Their spirit remind you of another breakout 2013 band with a goofy name: The currently-beleaguered, possibly-shipwrecked Foxygen, whose still-great We Are The 21 Century Ambassadors of Peace and Magic did a similar pirouette between mockery, pastiche, and loving tribute. Like Foxygen, the kids in Boogarins have spent several years in thrall to the sounds of 50-year-old records, and they have also self-recorded their efforts, paying close attention to how they might achieve the just-right abraded sounds.

That they assembled an album that sounds this good while working in their parent's basements says a lot about their talent. They have good taste in other people's records, but they also have the innate musical smarts to pull similar sounds out of their own: Boogarins is rich, heavy, and sonorous, the guitar tones sensually warm and the vocals and drums sent through several treatments to blur them and lift them off the ground. On "Eu Vou", the vocals swim through liquid silence, tiny rippling mouth pops and a faraway synth the vocal track's only distant companions. It might be their tribute to Marble Index-era Nico; it channels a similar empty vastness.

Almeida and Ferraz are Brazilian, and it is impossible to listen to the album' opening track, from its title of "Lucifernandis" to its gonzo, slightly out-of-time opening riff and not think "Os Mutantes." That group's gently antic spirit, and their secret sweet-tooth genius with pop melodies, presides over Boogarins like a loony-uncle figure who won't ever quite leave the garage.  There are a million other little touches of songwriterly wit and grace on the album, imported from other sources: the quote of the Kinks' "Lazy Old Sun" that strings together "Hoje Aprendi de Verdade", the lift of what appears to be the guitar line for Wilco's "I'll Fight" on "Doce." Almeida and Ferraz know good melodies when they hear them.
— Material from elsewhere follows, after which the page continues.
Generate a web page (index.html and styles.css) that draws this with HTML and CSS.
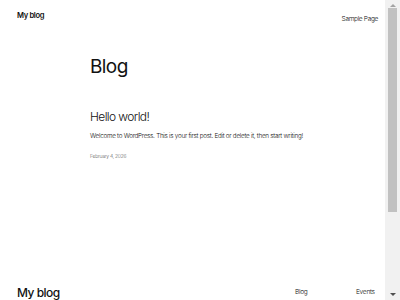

Even when they borrow material, though, they use the quotes like jumping-off points, self-imposed challenges to craft their own memorable songs around them.  Their ear for melody is much stronger and more sophisticated than most bands their age—the sleepy guitar line winding through "Erre" has been restarting itself endlessly in my mind ever since I heard it. Even their one-minute-long, doodled sound experiments, like "Canção Perdida", float by on a pretty melody. There is a sense that the classic-rock heritage they are wading around in is a big, thrilling game to them, each song a Sudoku puzzle for their songwriting. There is a goofy, loose feel to As Plantas Que Curam, but it's a feint. Almeida and Ferraz aren't goofs; they're connoisseurs.